PROBLEM STATEMENT
Images are not part of the copy; write out the rest of the data exactly as given.

▼

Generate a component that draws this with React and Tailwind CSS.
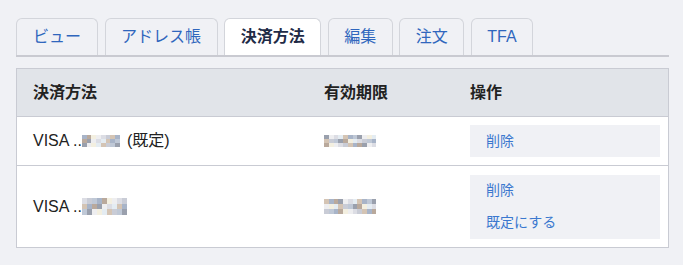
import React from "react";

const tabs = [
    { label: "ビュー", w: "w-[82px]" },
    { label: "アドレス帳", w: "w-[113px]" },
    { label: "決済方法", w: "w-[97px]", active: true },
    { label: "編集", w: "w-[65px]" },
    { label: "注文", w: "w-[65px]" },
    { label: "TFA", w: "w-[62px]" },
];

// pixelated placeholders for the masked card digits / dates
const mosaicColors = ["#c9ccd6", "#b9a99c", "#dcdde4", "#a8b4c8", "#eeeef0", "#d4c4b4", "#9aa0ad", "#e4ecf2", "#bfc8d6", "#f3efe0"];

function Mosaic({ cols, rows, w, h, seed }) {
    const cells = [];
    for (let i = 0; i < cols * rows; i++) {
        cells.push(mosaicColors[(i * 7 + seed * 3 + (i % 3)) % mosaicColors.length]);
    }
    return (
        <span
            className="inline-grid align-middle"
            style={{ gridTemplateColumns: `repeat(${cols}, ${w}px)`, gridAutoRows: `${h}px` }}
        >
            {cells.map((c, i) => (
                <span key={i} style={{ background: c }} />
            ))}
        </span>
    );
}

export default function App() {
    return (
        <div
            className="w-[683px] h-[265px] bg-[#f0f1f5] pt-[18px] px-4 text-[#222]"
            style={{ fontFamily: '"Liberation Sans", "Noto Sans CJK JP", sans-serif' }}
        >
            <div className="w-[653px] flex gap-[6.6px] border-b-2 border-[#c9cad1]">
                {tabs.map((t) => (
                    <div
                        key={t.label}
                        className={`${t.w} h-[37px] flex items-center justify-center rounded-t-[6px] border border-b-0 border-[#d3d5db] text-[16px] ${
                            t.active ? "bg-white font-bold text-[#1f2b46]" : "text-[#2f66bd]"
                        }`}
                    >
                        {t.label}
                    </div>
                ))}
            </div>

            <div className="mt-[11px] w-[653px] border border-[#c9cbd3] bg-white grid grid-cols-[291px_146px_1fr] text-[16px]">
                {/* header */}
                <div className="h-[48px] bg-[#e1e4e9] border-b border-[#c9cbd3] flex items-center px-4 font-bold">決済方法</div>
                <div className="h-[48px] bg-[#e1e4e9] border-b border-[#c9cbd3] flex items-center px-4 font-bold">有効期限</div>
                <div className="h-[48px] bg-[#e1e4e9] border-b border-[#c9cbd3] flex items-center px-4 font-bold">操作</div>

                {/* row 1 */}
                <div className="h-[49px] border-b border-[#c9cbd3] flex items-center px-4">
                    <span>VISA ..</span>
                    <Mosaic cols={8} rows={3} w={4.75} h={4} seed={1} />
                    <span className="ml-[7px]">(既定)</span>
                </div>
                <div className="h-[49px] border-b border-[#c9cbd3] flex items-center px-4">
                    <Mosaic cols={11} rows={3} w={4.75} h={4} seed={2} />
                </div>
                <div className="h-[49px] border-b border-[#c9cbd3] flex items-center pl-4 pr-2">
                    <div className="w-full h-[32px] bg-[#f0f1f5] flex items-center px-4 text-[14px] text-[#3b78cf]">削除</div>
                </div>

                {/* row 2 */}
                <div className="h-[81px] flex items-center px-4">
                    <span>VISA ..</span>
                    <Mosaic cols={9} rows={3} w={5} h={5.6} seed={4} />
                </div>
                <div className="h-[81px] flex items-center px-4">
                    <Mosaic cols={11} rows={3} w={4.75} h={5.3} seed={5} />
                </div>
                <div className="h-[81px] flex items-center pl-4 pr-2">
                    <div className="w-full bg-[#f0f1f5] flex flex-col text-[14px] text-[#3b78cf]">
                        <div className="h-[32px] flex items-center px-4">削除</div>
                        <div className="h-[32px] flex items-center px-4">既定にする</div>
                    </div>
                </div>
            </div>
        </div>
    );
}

▲

RESULT BELOW
Generate a component that draws this with React and Tailwind CSS.
import React from "react";

const tabs = [
    { label: "ビュー", w: "w-[82px]" },
    { label: "アドレス帳", w: "w-[113px]" },
    { label: "決済方法", w: "w-[97px]", active: true },
    { label: "編集", w: "w-[65px]" },
    { label: "注文", w: "w-[65px]" },
    { label: "TFA", w: "w-[62px]" },
];

// pixelated placeholders for the masked card digits / dates
const mosaicColors = ["#c9ccd6", "#b9a99c", "#dcdde4", "#a8b4c8", "#eeeef0", "#d4c4b4", "#9aa0ad", "#e4ecf2", "#bfc8d6", "#f3efe0"];

function Mosaic({ cols, rows, w, h, seed }) {
    const cells = [];
    for (let i = 0; i < cols * rows; i++) {
        cells.push(mosaicColors[(i * 7 + seed * 3 + (i % 3)) % mosaicColors.length]);
    }
    return (
        <span
            className="inline-grid align-middle"
            style={{ gridTemplateColumns: `repeat(${cols}, ${w}px)`, gridAutoRows: `${h}px` }}
        >
            {cells.map((c, i) => (
                <span key={i} style={{ background: c }} />
            ))}
        </span>
    );
}

export default function App() {
    return (
        <div
            className="w-[683px] h-[265px] bg-[#f0f1f5] pt-[18px] px-4 text-[#222]"
            style={{ fontFamily: '"Liberation Sans", "Noto Sans CJK JP", sans-serif' }}
        >
            <div className="w-[653px] flex gap-[6.6px] border-b-2 border-[#c9cad1]">
                {tabs.map((t) => (
                    <div
                        key={t.label}
                        className={`${t.w} h-[37px] flex items-center justify-center rounded-t-[6px] border border-b-0 border-[#d3d5db] text-[16px] ${
                            t.active ? "bg-white font-bold text-[#1f2b46]" : "text-[#2f66bd]"
                        }`}
                    >
                        {t.label}
                    </div>
                ))}
            </div>

            <div className="mt-[11px] w-[653px] border border-[#c9cbd3] bg-white grid grid-cols-[291px_146px_1fr] text-[16px]">
                {/* header */}
                <div className="h-[48px] bg-[#e1e4e9] border-b border-[#c9cbd3] flex items-center px-4 font-bold">決済方法</div>
                <div className="h-[48px] bg-[#e1e4e9] border-b border-[#c9cbd3] flex items-center px-4 font-bold">有効期限</div>
                <div className="h-[48px] bg-[#e1e4e9] border-b border-[#c9cbd3] flex items-center px-4 font-bold">操作</div>

                {/* row 1 */}
                <div className="h-[49px] border-b border-[#c9cbd3] flex items-center px-4">
                    <span>VISA ..</span>
                    <Mosaic cols={8} rows={3} w={4.75} h={4} seed={1} />
                    <span className="ml-[7px]">(既定)</span>
                </div>
                <div className="h-[49px] border-b border-[#c9cbd3] flex items-center px-4">
                    <Mosaic cols={11} rows={3} w={4.75} h={4} seed={2} />
                </div>
                <div className="h-[49px] border-b border-[#c9cbd3] flex items-center pl-4 pr-2">
                    <div className="w-full h-[32px] bg-[#f0f1f5] flex items-center px-4 text-[14px] text-[#3b78cf]">削除</div>
                </div>

                {/* row 2 */}
                <div className="h-[81px] flex items-center px-4">
                    <span>VISA ..</span>
                    <Mosaic cols={9} rows={3} w={5} h={5.6} seed={4} />
                </div>
                <div className="h-[81px] flex items-center px-4">
                    <Mosaic cols={11} rows={3} w={4.75} h={5.3} seed={5} />
                </div>
                <div className="h-[81px] flex items-center pl-4 pr-2">
                    <div className="w-full bg-[#f0f1f5] flex flex-col text-[14px] text-[#3b78cf]">
                        <div className="h-[32px] flex items-center px-4">削除</div>
                        <div className="h-[32px] flex items-center px-4">既定にする</div>
                    </div>
                </div>
            </div>
        </div>
    );
}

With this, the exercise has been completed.